A última etapa da aprendizagem é o “tempo redescoberto”. Esse tempo é redescoberto aqui e agora, e não no passado. Ele não é futuro planejado , ele é o amanhã criado a partir de agora, como antídoto à perda presente do tempo  e libertação do tempo que passou .

No sentido bem amplo da palavra, e dito de maneira simples, o tempo redescoberto é a descoberta da arte em seu sentido existencial, enquanto potência (re)criadora da própria vida, pessoal e coletiva.

O tempo redescoberto nos ensina que redescobrir o tempo é redescobrir a nós mesmos, pois no tempo que se perde e no tempo perdido somos nós mesmos que nos perdemos. Não é a memória o agente desse aprendizado, mas o próprio Pensamento. Os signos da arte não são opacos, eles são diáfanos: é diáfana a tinta que produz o percepto-girassol, é diáfana a palavra literária-poética na qual uma Essência, enfim, se desenrola e expressa. Sobretudo, é em nós mesmos que o aprendizado se potencializa, quando aprendemos que o “logos” do sujeito, seu ego, aprisionavam, tornavam cativa, a nossa própria Essência singular. 

Em Proust, porém, a Essência não é uma realidade etérea e transcendente  vivendo fora do espaço e do tempo, como as Essências platônicas.  A Essência é uma Diferença, uma Perspectiva. Não uma perspectiva sobre o mundo, mas Perspectiva da qual nasce um mundo, um mundo nunca antes visto. Como ensina Manoel de Barros em sua original Perspectiva: “Na ponta do meu lápis há apenas nascimento”.

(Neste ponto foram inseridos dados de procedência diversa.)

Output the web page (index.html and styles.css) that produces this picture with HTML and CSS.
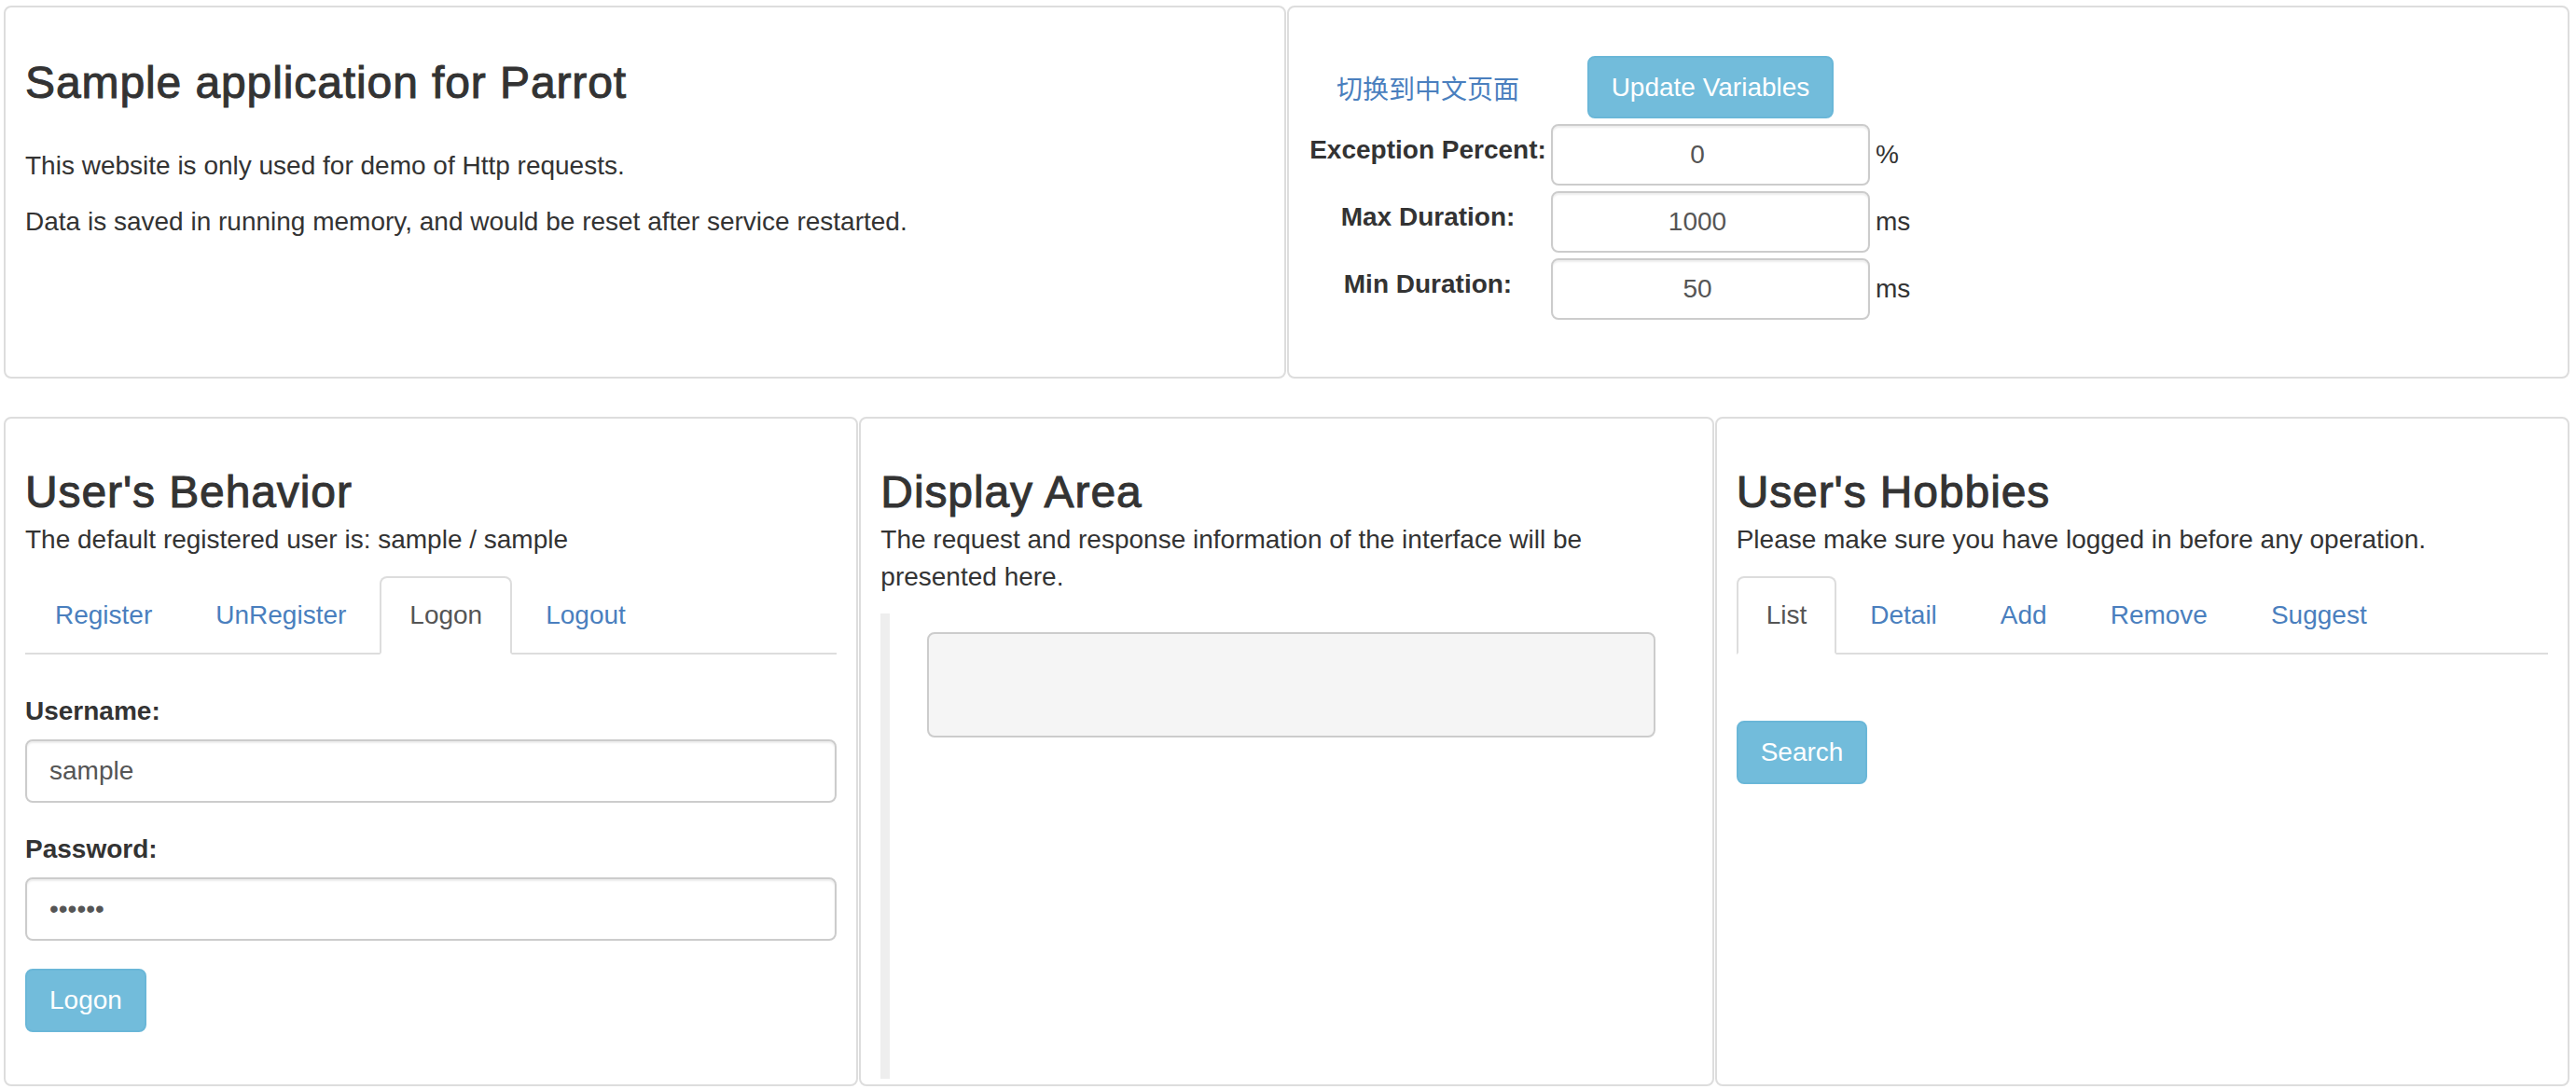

Tempo que se perde , tempo perdido , tempo que se redescobre e tempo redescoberto : esse é o caminho do aprendizado cujo meio são os signos, e tem por mestre  o tempo.

O filósofo Gilles Deleuze assim resume a lição mais importante desse aprendizado: "O aprender vem antes do ensinar.”



[1] “Mesmal” é uma expressão do poeta Manoel de Barros. O “mesmal” é a antipoesia.